The Bakken is coming of age. Gone are the days of jockeying for acreage and wildcat drilling. Here to stay are the days of well optimization and process improvement. Basically, there is a switch from volume to value, and that's not a bad thing: The Bakken is not withering, and production has not even peaked.
Still, for the handful of companies that made the Bakken their No. 1 position, priorities have definitely changed. Some companies have doubled down, while some have expanded elsewhere. Most are trying to find a happy medium between those two objectives. One of the companies that I think has done very well in striking a balance is Whiting Petroleum (NYSE: WLL ) .
As a Rocky Mountains-focused play whose biggest position is in the Bakken, Whiting has focused relentlessly on optimizing its production in this region. This year, Whiting will downspace its wells. In other words, the company will reduce the space between wells in order to increase drilling inventory. As with most other shale drillers, downspacing has not affected per-well recovery rates, and has therefore resulted in more drilling opportunities and increased recovery, overall. Whiting has also shifted some efforts to the Niobrara, where its "Red Tail" discovery in Weld County has thus far led to some very encouraging, Bakken-like results.

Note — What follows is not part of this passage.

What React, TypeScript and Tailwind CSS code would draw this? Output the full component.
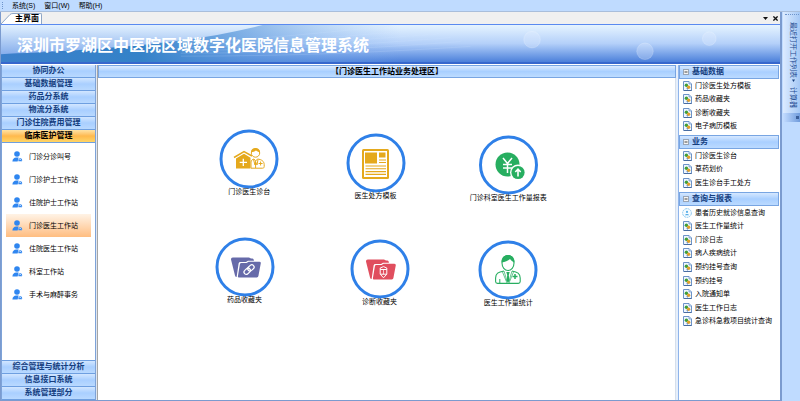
import type { ReactNode } from "react";

const topModules = ["协同办公", "基础数据管理", "药品分系统", "物流分系统", "门诊住院费用管理", "临床医护管理"];
const bottomModules = ["综合管理与统计分析", "信息接口系统", "系统管理部分"];
const stations = ["门诊分诊叫号", "门诊护士工作站", "住院护士工作站", "门诊医生工作站", "住院医生工作站", "科室工作站", "手术与麻醉事务"];

const groups = [
  { title: "基础数据", height: "h-[54px]", items: ["门诊医生处方模板", "药品收藏夹", "诊断收藏夹", "电子病历模板"] },
  { title: "业务", height: "h-[41px]", items: ["门诊医生诊台", "草药划价", "医生诊台手工处方"] },
  {
    title: "查询与报表",
    height: "h-[122px]",
    items: ["患者历史就诊信息查询", "医生工作量统计", "门诊日志", "病人疾病统计", "预约挂号查询", "预约挂号", "入院通知单", "医生工作日志", "急诊科急救项目统计查询"],
  },
];

function PersonIcon() {
  return (
    <svg className="size-[11px] shrink-0" viewBox="0 0 11 11" aria-hidden="true">
      <circle cx="5" cy="3" r="2.8" fill="#2f86f0" />
      <path d="M0.4 10.4C0.5 7.9 2 6.6 4.2 6.4L6.6 6.6 5.6 10.4Z" fill="#2f86f0" />
      <path d="M6.4 10.2C5.9 8.6 7 7 8.4 7.2 9.8 7.3 10.6 8.8 10 10.2Z" fill="#2f86f0" />
      <path d="M7.2 9.2L8.2 8.2 9.3 9.2" stroke="#fff" strokeWidth="0.7" fill="none" />
    </svg>
  );
}

function PageIcon() {
  return (
    <svg className="h-[10px] w-[9px] shrink-0" viewBox="0 0 9 10" aria-hidden="true">
      <path d="M0.5 0.5H6L8.5 3V9.5H0.5Z" fill="#eef6ff" stroke="#6c93c8" />
      <path d="M6 0.5V3H8.5" fill="#c5dbf5" stroke="#6c93c8" strokeWidth="0.7" />
      <circle cx="3.4" cy="4.2" r="1.7" fill="#3f9d3a" />
      <circle cx="5.6" cy="6.3" r="1.7" fill="#e0a02a" />
      <path d="M3.6 7.4L5 8.2" stroke="#3567b5" strokeWidth="0.9" />
      <path d="M1 9.5H8.6" stroke="#44689c" strokeWidth="0.9" />
    </svg>
  );
}

function HistoryIcon() {
  return (
    <svg className="size-[10px] shrink-0" viewBox="0 0 10 10" aria-hidden="true">
      <circle cx="5" cy="5" r="4.4" fill="#f4fbff" stroke="#7cc0ee" strokeWidth="0.8" strokeDasharray="2 0.6" />
      <circle cx="5" cy="3.9" r="1.1" fill="#58aee8" />
      <path d="M3 7.3C3.2 5.6 6.8 5.6 7 7.3Z" fill="#58aee8" />
    </svg>
  );
}

const clinic = (
  <>
    <path d="M15 28.5L25 22.5 33 27" fill="none" stroke="#e5a91d" strokeWidth="1.5" />
    <path d="M17 29.5L25 24.8 31.5 28.8V39.5H17Z" fill="#e5a91d" />
    <path d="M24.3 29.8V37M20.7 33.4H28" stroke="#fff" strokeWidth="1.3" />
    <circle cx="36.5" cy="24" r="4.2" fill="#fff" stroke="#e5a91d" />
    <path d="M32 23.5C31.5 17.5 41.5 17.5 41 23.5 39 23 38 22 37 21.5 35.5 22.5 34 23 32 23.5Z" fill="#e5a91d" />
    <path d="M32 39.2V33C32.3 31 33.5 30.4 35 30L36.6 32 38.5 30C42.5 30.5 45 32 45.2 35.5V37.5C45.2 38.8 44.5 39.2 43.5 39.2Z" fill="#fff" stroke="#e5a91d" />
    <path d="M34.5 30.5L36 36 36.6 33 38 36 39 30.5M36.6 32V39M41.6 32.5V36.5M39.6 34.5H43.6" stroke="#e5a91d" fill="none" />
  </>
);

const newspaper = (
  <>
    <rect x="16" y="16" width="27" height="30" rx="1.5" fill="#e5a91d" />
    <rect x="18" y="18" width="23" height="26" fill="#fff" />
    <rect x="19" y="19.5" width="12" height="11" fill="#e5a91d" />
    <rect x="33" y="19.5" width="6.5" height="5" fill="#e5a91d" />
    <path d="M33 27H40M33 29.5H40M19.5 33H40M19.5 35.8H40M19.5 38.6H40M19.5 41.4H40" stroke="#e5a91d" strokeWidth="1.1" />
  </>
);

const money = (
  <>
    <circle cx="29" cy="29.5" r="12" fill="#27ae60" />
    <path d="M24.5 23L29 28.5 33.5 23M29 28.5V38M24.5 29.5H33.5M24.5 33H33.5" stroke="#fff" strokeWidth="1.5" fill="none" />
    <circle cx="39.5" cy="37.5" r="8" fill="#fff" />
    <circle cx="39.5" cy="37.5" r="6.6" fill="#27ae60" />
    <path d="M39.5 41.5V34.5M36.8 37L39.5 34.2 42.2 37" stroke="#fff" strokeWidth="1.6" fill="none" />
  </>
);

const folderShape = (color: string) => (
  <>
    <path d="M16 22.5Q15.8 20.5 17.8 20.5H34L36 21.5H37.5Q38.6 21.6 38.8 23L39 23.8H33L31 25H25.5Q23.8 25 23.6 26.4L21.6 40Q20.4 40 20 38.5Z" fill={color} />
    <path d="M24.9 27.2Q25.1 26 26.4 26H31.6L33.6 24.8H44.4Q46 24.8 45.8 26.3L43.4 39Q43.2 40.4 41.8 40.4H23.8Q22.8 40.4 22.9 39.2Z" fill={color} />
  </>
);

const linkFolder = (
  <>
    {folderShape("#666aa9")}
    <g transform="rotate(-42 34 32.5)" fill="none" stroke="#fff" strokeWidth="1.2">
      <rect x="28" y="30.3" width="7" height="4.6" rx="2.3" />
      <rect x="33" y="30.3" width="7" height="4.6" rx="2.3" />
    </g>
  </>
);

const penFolder = (
  <>
    {folderShape("#e04e5e")}
    <path d="M30.2 29L33.5 27.6 36.8 29V35.2L33.5 38.8 30.2 35.2ZM30.2 30.5H36.8M30.5 35.2H36.5" fill="none" stroke="#fff" />
    <path d="M33.5 30.5V35" stroke="#fff" strokeWidth="0.7" />
  </>
);

const doctor = (
  <>
    <ellipse cx="30" cy="23" rx="6" ry="7.5" fill="#fff" stroke="#27ae60" strokeWidth="1.1" />
    <path d="M23.6 22.5C22.5 12.5 37.5 12.5 36.4 22.5 34.5 21.5 33 20.5 32 19 30 21 27 22 23.6 22.5Z" fill="#27ae60" />
    <path d="M26 31C20 32 17.8 33.5 17.6 38V41.5Q17.6 43.4 19.5 43.4H40.3Q42.2 43.4 42.2 41.5V38C42 33.5 39.5 32 34 31" fill="none" stroke="#27ae60" strokeWidth="1.1" />
    <path d="M26 31L29 41 30 36 31 41 34 31M24.5 32L29 43M35.5 32L31 43" fill="none" stroke="#27ae60" strokeWidth="0.7" />
    <path d="M28.3 32H31.7L30.8 35 31.2 41 30 43 28.8 41 29.2 35Z" fill="#27ae60" />
    <path d="M37 34V39M34.5 36.5H39.5" stroke="#27ae60" strokeWidth="1.5" />
    <path d="M21.8 39V43" stroke="#27ae60" />
  </>
);

const shortcuts: { label: string; left: number; top: number; art: ReactNode }[] = [
  { label: "门诊医生诊台", left: 26.2, top: 51, art: clinic },
  { label: "医生处方模板", left: 48.1, top: 55, art: newspaper },
  { label: "门诊科室医生工作量报表", left: 71.1, top: 57, art: money },
  { label: "药品收藏夹", left: 25.4, top: 159, art: linkFolder },
  { label: "诊断收藏夹", left: 48.8, top: 161, art: penFolder },
  { label: "医生工作量统计", left: 71.1, top: 162, art: doctor },
];

function ModuleButton({ label, active = false }: { label: string; active?: boolean }) {
  const tone = active
    ? "from-[#ffe3a4] via-[#ffb94c] to-[#ffd566] text-black"
    : "from-[#d2e6ff] via-[#a9cfff] to-[#b9d9ff] text-[#153e7e]";
  return (
    <button className={`block h-[13px] w-full border-b border-[#6e9fe0] bg-linear-to-b text-center text-[8px] leading-[12px] font-bold ${tone}`}>
      {label}
    </button>
  );
}

function Banner() {
  return (
    <header className="relative h-[40px] overflow-hidden border-t border-b-2 border-t-[#5a8af0] border-b-[#3767cd] bg-linear-to-b from-[#e6f4ff] via-[#b4d0f9] to-[#4c80da]">
      <svg className="absolute inset-0 h-full w-full" viewBox="0 0 780 38" preserveAspectRatio="none" aria-hidden="true">
        <defs>
          <linearGradient id="wave" x1="0" x2="1" y1="0" y2="0">
            <stop offset="0" stopColor="#3b80cb" />
            <stop offset="0.35" stopColor="#3482c8" />
            <stop offset="0.62" stopColor="#5b98dc" stopOpacity="0.65" />
            <stop offset="1" stopColor="#86b4ef" stopOpacity="0" />
          </linearGradient>
          <linearGradient id="sky" x1="0" x2="0" y1="0" y2="1">
            <stop offset="0" stopColor="#e2f1ff" />
            <stop offset="1" stopColor="#86aeec" />
          </linearGradient>
        </defs>
        <path d="M0 0H262C210 14 150 20 90 25 50 28 20 29 0 30Z" fill="url(#sky)" />
        <path d="M262 0C210 14 150 20 90 25 50 28 20 29 0 30V38H400V0Z" fill="url(#wave)" />
        <g fill="none" stroke="#d5e8ff" strokeOpacity="0.28" strokeWidth="0.6">
          <path d="M180 17C240 17 320 8 390 1" />
          <path d="M180 20C250 20 340 12 420 5" />
          <path d="M180 23C260 23 350 16 440 9" />
          <path d="M180 26C270 26 360 20 450 13" />
          <path d="M180 29C280 29 370 24 460 17" />
          <path d="M180 32C290 32 380 28 470 22" />
        </g>
      </svg>
      <svg className="absolute inset-y-0 right-0 h-full w-[270px]" viewBox="0 0 270 38" aria-hidden="true">
        <g fill="#e4f0ff" fillOpacity="0.3" stroke="#fff" strokeOpacity="0.2">
          <circle cx="19" cy="15" r="8.5" />
          <circle cx="135" cy="27" r="8.5" />
          <circle cx="201" cy="14" r="7" />
        </g>
      </svg>
      <h1 className="relative pl-[16px] text-[16px] leading-[42px] font-bold whitespace-nowrap text-white">
        深圳市罗湖区中医院区域数字化医院信息管理系统
      </h1>
    </header>
  );
}

export default function App() {
  return (
    <div className="flex min-h-screen flex-col bg-[#bfdbff] font-['Liberation_Sans','Noto_Sans_CJK_SC',sans-serif] text-[7px] leading-[8px] text-black">
      <nav className="flex h-[12px] items-center gap-[9px] border-b border-[#a9bedb] pl-[2px]">
        <span className="h-[7px] border-l border-dotted border-[#6d94cc]" />
        <button>系统(S)</button>
        <button>窗口(W)</button>
        <button>帮助(H)</button>
      </nav>

      <div className="flex flex-1">
        <div className="flex min-w-0 flex-1 flex-col border-r-2 border-b border-l border-[#7b9bcf]">
          <div className="flex h-[12px] items-end justify-between bg-[#f0f0f0] pr-[2px]">
            <div className="flex items-end">
              <svg className="h-[11px] w-[12px]" viewBox="0 0 12 11" aria-hidden="true">
                <path d="M0 11L9 1.5Q10 0.5 12 0.5V11Z" fill="#fff" />
                <path d="M0 11L9 1.5Q10 0.5 12 0.5" fill="none" stroke="#8ea6c6" />
              </svg>
              <button className="h-[11px] rounded-tr-xs border-t border-r border-[#8ea6c6] bg-white px-[2px] text-[8px] leading-[10px] font-bold">
                主界面
              </button>
            </div>
            <div className="flex h-full items-center gap-[5px]">
              <button aria-label="列表">
                <svg className="h-[3px] w-[5px]" viewBox="0 0 5 3" aria-hidden="true">
                  <path d="M0 0H5L2.5 3Z" fill="#111" />
                </svg>
              </button>
              <button aria-label="关闭">
                <svg className="size-[5px]" viewBox="0 0 5 5" aria-hidden="true">
                  <path d="M0.4 0.4L4.6 4.6M4.6 0.4L0.4 4.6" stroke="#111" strokeWidth="1.3" />
                </svg>
              </button>
            </div>
          </div>

          <Banner />

          <div className="flex flex-1 bg-white pt-px">
            <aside className="flex w-[95px] shrink-0 flex-col border-x border-[#7ea3d8]">
              <div>
                {topModules.map((m, i) => (
                  <ModuleButton key={m} label={m} active={i === topModules.length - 1} />
                ))}
              </div>
              <ul className="flex-1 px-[4px] pt-[2px]">
                {stations.map((s) => (
                  <li key={s}>
                    <button
                      className={`flex h-[23px] w-full items-center gap-[6px] pl-[6px] ${
                        s === "门诊医生工作站" ? "bg-linear-to-b from-[#fff3e6] to-[#ffbd80]" : ""
                      }`}
                    >
                      <PersonIcon />
                      {s}
                    </button>
                  </li>
                ))}
              </ul>
              <div className="border-t border-[#6e9fe0]">
                {bottomModules.map((m) => (
                  <ModuleButton key={m} label={m} />
                ))}
              </div>
            </aside>

            <div className="w-[2px] shrink-0 border-r border-[#a5a5a5] bg-[#dfe6f0]" />

            <main className="flex min-w-0 flex-1 flex-col">
              <h2 className="h-[13px] border border-[#78a5e2] bg-linear-to-b from-[#dcebff] via-[#a8cfff] to-[#bddcff] text-center text-[8px] leading-[12px] font-bold">
                【门诊医生工作站业务处理区】
              </h2>
              <div className="relative flex-1 border-r border-[#d5dfec]">
                {shortcuts.map((s) => (
                  <button
                    key={s.label}
                    className="absolute flex -translate-x-1/2 flex-col items-center whitespace-nowrap"
                    style={{ left: `${s.left}%`, top: s.top }}
                  >
                    <svg className="size-[60px]" viewBox="0 0 60 60" aria-hidden="true">
                      <circle cx="30" cy="30" r="28" fill="#fff" stroke="#2f80e8" strokeWidth="3" />
                      {s.art}
                    </svg>
                    <span className="-mt-px">{s.label}</span>
                  </button>
                ))}
              </div>
            </main>

            <div className="w-[3px] shrink-0 border-r border-[#8fb4ea] bg-[#e6effb]" />

            <aside className="flex w-[101px] shrink-0 flex-col gap-[2px] pr-px">
              {groups.map((g) => (
                <section key={g.title}>
                  <h3 className="flex h-[14px] items-center gap-[3px] border border-[#78a5e2] bg-linear-to-b from-[#d6e8ff] via-[#a9cfff] to-[#bbdaff] pl-[3px] text-[8px] font-bold text-[#153e7e]">
                    <svg className="size-[6px]" viewBox="0 0 6 6" aria-hidden="true">
                      <rect x="0.5" y="0.5" width="5" height="5" fill="#f4f4f4" stroke="#9aa5b5" />
                      <path d="M1.5 3H4.5" stroke="#444" />
                    </svg>
                    {g.title}
                  </h3>
                  <ul className={`grid auto-rows-fr ${g.height}`}>
                    {g.items.map((item) => (
                      <li key={item} className="flex items-center pl-[3px]">
                        <a href="#" className="flex items-center gap-[3px] whitespace-nowrap">
                          <span className="flex w-[10px] justify-center">
                            {item === "患者历史就诊信息查询" ? <HistoryIcon /> : <PageIcon />}
                          </span>
                          {item}
                        </a>
                      </li>
                    ))}
                  </ul>
                </section>
              ))}
            </aside>
          </div>
        </div>

        <div className="flex w-[18px] shrink-0 flex-col pl-px">
          <div className="flex h-[110px] flex-col items-center bg-linear-to-r from-[#dcebff] to-[#a5c8f5] pt-[2px] text-[#1d4a91]">
            <span className="w-[14px] border-t border-dotted border-[#6d94cc]" />
            <div className="flex flex-1 items-center gap-[5px] pt-[7px] pl-[3px] [text-orientation:sideways] [writing-mode:vertical-rl]">
              <button className="flex items-center gap-px">
                最近打开工作列表
                <svg className="size-[3px]" viewBox="0 0 3 3" aria-hidden="true">
                  <path d="M0 0.5H3L1.5 3Z" fill="#153e7e" />
                </svg>
              </button>
              <button>计算器</button>
            </div>
            <div className="flex h-[9px] w-full items-center justify-end bg-linear-to-r from-[#c3dcff] to-[#6f9bdc] pr-px">
              <span className="size-[3px] bg-[#3a5f9a]" />
            </div>
          </div>
        </div>
      </div>
    </div>
  );
}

Whiting now has over 122,000 net acres in the Red Tail area in Weld County, Colorado. Although Red Tail is north and east of the Niobrara core, Whiting believes Red Tail to be a bona fide sweet spot, primarily because initial production rates are similar to those in the core Niobrara areas. This is no small play, either. Whiting sees 3,300 gross well locations, which should, on average, recover 420,000 barrels of oil equivalent each. Most impressive about the Red Tail is the economics: At $90 West Texas Intermediate oil, wells should provide an average internal rate of return of 85%.
New opportunities, familiar places
Perhaps even more significant than Whiting's new frontier are the company's efforts to maximize drilling opportunities in the land it already has. For example, in 2013 management identified 1,971 additional net drilling locations in the Rockies, most of which came from the Bakken.
This surge in inventory can be attributed to downspacing. Currently, Whiting drills 6-9 wells in each drilling location in the Bakken, with only three wells per location drilled in the Proghorn section. Management is increasing that number to eight in the Missouri Break section, 12 in the Cassandra section, 15 in the Sanish section, six in the Proghorn section, 12 in the Tarpon section, and an amazing 16 wells per location in Hidden Bench.
While many companies that were previously 'one-shale wonders' often get into marginal second plays, or non-core acreage on the better plays, Whiting's Red Tail discovery looks like a prolific spot in a very respectable shale. Continental Resources (NYSE: CLR ) bet on the SCOOP shale play in southern Oklahoma after the Bakken. Carrizo Oil and Gas (NASDAQ: CRZO ) cast its lot in the Utica shale after the Eagle Ford. But neither the Utica nor the SCOOP seem to match the economics of Red Tail so far.
Although the shale revolution is, no doubt, maturing in some places, the better companies are both moving into new shale plays and optimizing what they already have in order to produce at levels originally thought impossible. For its part, Whiting is succeeding on both fronts: Management has uncovered many hundreds of new drilling opportunities while moving into a very economical 'second' shale play.